Все эти бедствия, постигшие Тавранкульскую волость, создались благодаря неправильной работе уполномоченных райпродкома, которые постарались вывезти весь хлеб до зернышка и даже не взяли на учет нуждающихся».[1363]
Жители Ново-Троицкого поселка Сосновской станицы собирали в поле колосья прошлогоднего урожая. Деревенская беднота восприняла свободу торговли как новую беду, от которой выиграли только «кулаки»:
«С объявлением свободной торговли кулачество стало выкапывать из ям весь свой припрятанный хлеб и свозить на рынок выменивать или продавать. Беднейшее крестьянство просит установления таксированных цен на продукты и предметы первой необходимости или прекращения свободной торговли, ввиду того, что пользы для бедняков в настоящее время свободная торговля не дает».[1364]
В Курганском уезде посевная кампания проходила вяло из-за нехватки семян и лошадей, которые в большом количестве реквизировались повстанцами в начале года. Более половины прошлогодней пашни в Верхнеуральском уезде в 1921 г. осталось незасеянной. В Троицком уезде крестьяне роптали на проведение яичной и молочной разверсток и громили хлебные амбары. В Верхнеуральском, Курганском и Троицком уездах активизировались повстанческие группы. В деревнях участились кражи скота и хлеба. В селе Пивкино Челябинского уезда сельский комитет в первую очередь наделил семенным хлебом крепкие хозяйства, разделив незначительные остатки между беднотой и демобилизованными красноармейцами. Призвавшее сельком к ответу собрание услышало: «Погодите, скоро за ваши требования вы все будете истреблены, уже наши подходят, и вы забудете про хлеб».[1365] Во многих местах крестьяне отказывались от выполнения несвоевременной в период сева подводной повинности; яичная и молочная разверстки собирались плохо, так как других продуктов питания в деревне не оставалось. Жители Усть-Уйской станицы отказались сдавать масло и яйца, пока им не выдадут по пуду муки на каждого едока. Голодные обитатели станицы Березовской под руководством станичного исполкома подняли бунт, который вскоре был подавлен.[1366]

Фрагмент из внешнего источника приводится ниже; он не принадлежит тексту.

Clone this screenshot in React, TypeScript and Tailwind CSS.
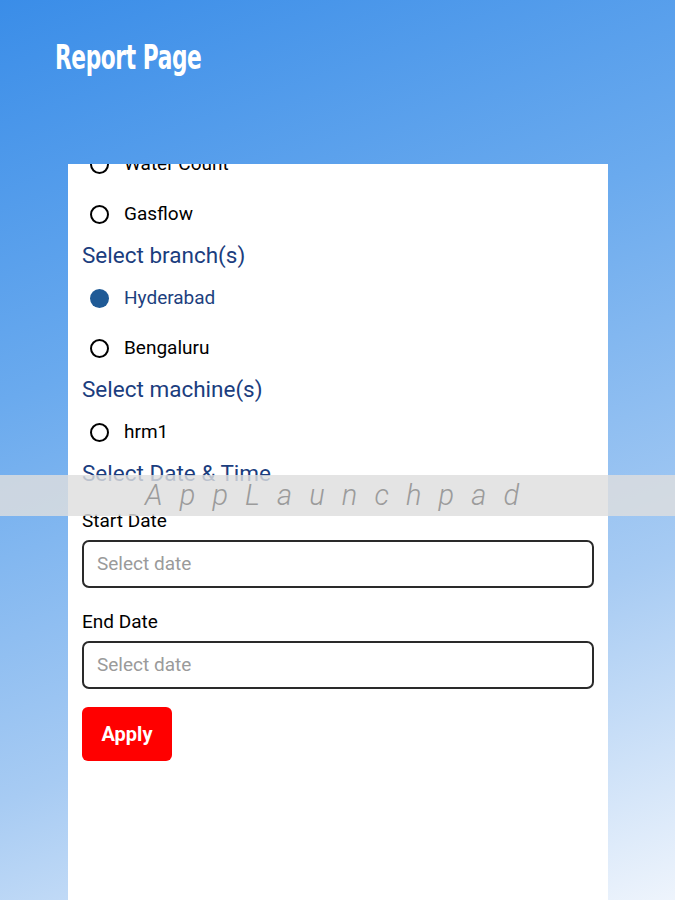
const radioFont = { fontFamily: "Roboto, 'Liberation Sans', sans-serif" };

type RadioRowProps = {
  label: string;
  checked?: boolean;
};

function RadioRow({ label, checked = false }: RadioRowProps) {
  return (
    <div className="flex h-[50px] items-center gap-[15px] pl-[8px]">
      {checked ? (
        <span className="block h-[19px] w-[19px] rounded-full bg-[#1f5a96]" />
      ) : (
        <span className="block h-[19px] w-[19px] rounded-full border-[2.5px] border-black" />
      )}
      <span
        className={`text-[19px] ${checked ? "text-[#1d3f7e]" : "text-black"}`}
      >
        {label}
      </span>
    </div>
  );
}

function SectionHeading({ children }: { children: string }) {
  return (
    <div className="flex h-[34px] items-center text-[22.5px] text-[#1b3d7e]">
      {children}
    </div>
  );
}

function DateField({ label }: { label: string }) {
  return (
    <div className="flex flex-col gap-[7px]">
      <span className="h-[24px] text-[19px] leading-[24px] text-black">
        {label}
      </span>
      <div className="flex h-[48px] items-center rounded-[7px] border-2 border-[#2a2a2a] px-[13px] text-[19px] text-[#9a9a9a]">
        Select date
      </div>
    </div>
  );
}

export default function App() {
  return (
    <div
      className="relative flex h-[900px] flex-col overflow-hidden bg-[linear-gradient(160deg,#3a8de8_0%,#6aaaee_35%,#a7cbf3_70%,#eef4fc_100%)]"
      style={radioFont}
    >
      <header className="h-[164px] pl-[55px] pt-[33px]">
        <h1
          className="origin-left scale-x-[0.73] text-[33px] font-black tracking-[-0.5px] text-white"
          style={{ fontFamily: "'DejaVu Sans Condensed', 'DejaVu Sans', sans-serif" }}
        >
          Report Page
        </h1>
      </header>

      <main className="ml-[68px] w-[540px] flex-1 overflow-hidden bg-white">
        <div className="-mt-[25px] px-[14px]">
          <RadioRow label="Water Count" />
          <RadioRow label="Gasflow" />
          <SectionHeading>Select branch(s)</SectionHeading>
          <RadioRow label="Hyderabad" checked />
          <RadioRow label="Bengaluru" />
          <SectionHeading>Select machine(s)</SectionHeading>
          <RadioRow label="hrm1" />
          <SectionHeading>Select Date & Time</SectionHeading>
          <div className="mt-[18px] flex flex-col gap-[22px]">
            <DateField label="Start Date" />
            <DateField label="End Date" />
          </div>
          <button className="mt-[18px] h-[54px] w-[90px] rounded-[6px] bg-[#ff0000] text-[20px] font-bold text-white">
            Apply
          </button>
        </div>
      </main>

      <div className="absolute left-0 right-0 top-[475px] flex h-[41px] items-center bg-[rgba(222,222,222,0.82)] pl-[145px]">
        <span className="text-[29px] font-light italic tracking-[0.59em] text-[#9b9b9b]">
          AppLaunchpad
        </span>
      </div>
    </div>
  );
}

В заключении сводки Челябинской губчека за первую половину июня были сделаны выводы, не пробуждавшие оптимизма:
«Всюду чувствуется усталость и недовольство, основанное только лишь на продовольственной подкладке. [...]
Массовые восстания Челябинская губерния, можно сказать, пережила, и в данное время приходится... констатировать лишь уголовный бандитизм, особенно исходящий со стороны жителей кантонов, занимающихся... грабежом и кражей лошадей и рогатого скота. [...]
Партийно-просветительская работа, особенно среди деревни, почти отсутствует, и многие комячейки абсолютно находятся в политическом неведении и часто творят дела на свой страх».[1367]
Будни измученной и дезориентированной деревни оставались горькими, праздники — грубыми и примитивными. Смена правительственного курса была воспринята как проявление слабости власти, вызвав очередную вспышку самогоноварения и пьянства, сопровождавшегося выбросами накопившейся агрессивности. В деревне Субботиной Пермской губернии 17 апреля 1921 г., на второй день Пасхи, произошел пьяный погром, учиненный группой вооруженных револьвером, ножами и топорами молодых хулиганов из другой деревни. Пресса так описывала деревенский инцидент:
«Набрасывались с кинжалами на женщин, стариков; ломились через заборы, разбивали топорами ворота и избные двери, отыскивая укрывшихся "врагов". Местами слышалась ружейная стрельба. Жители в смертельном ужасе бежали и прятались по амбарам, хлевам. Иные бросились в заречную сторону через пруд, проваливаясь на полурастаявшем льду».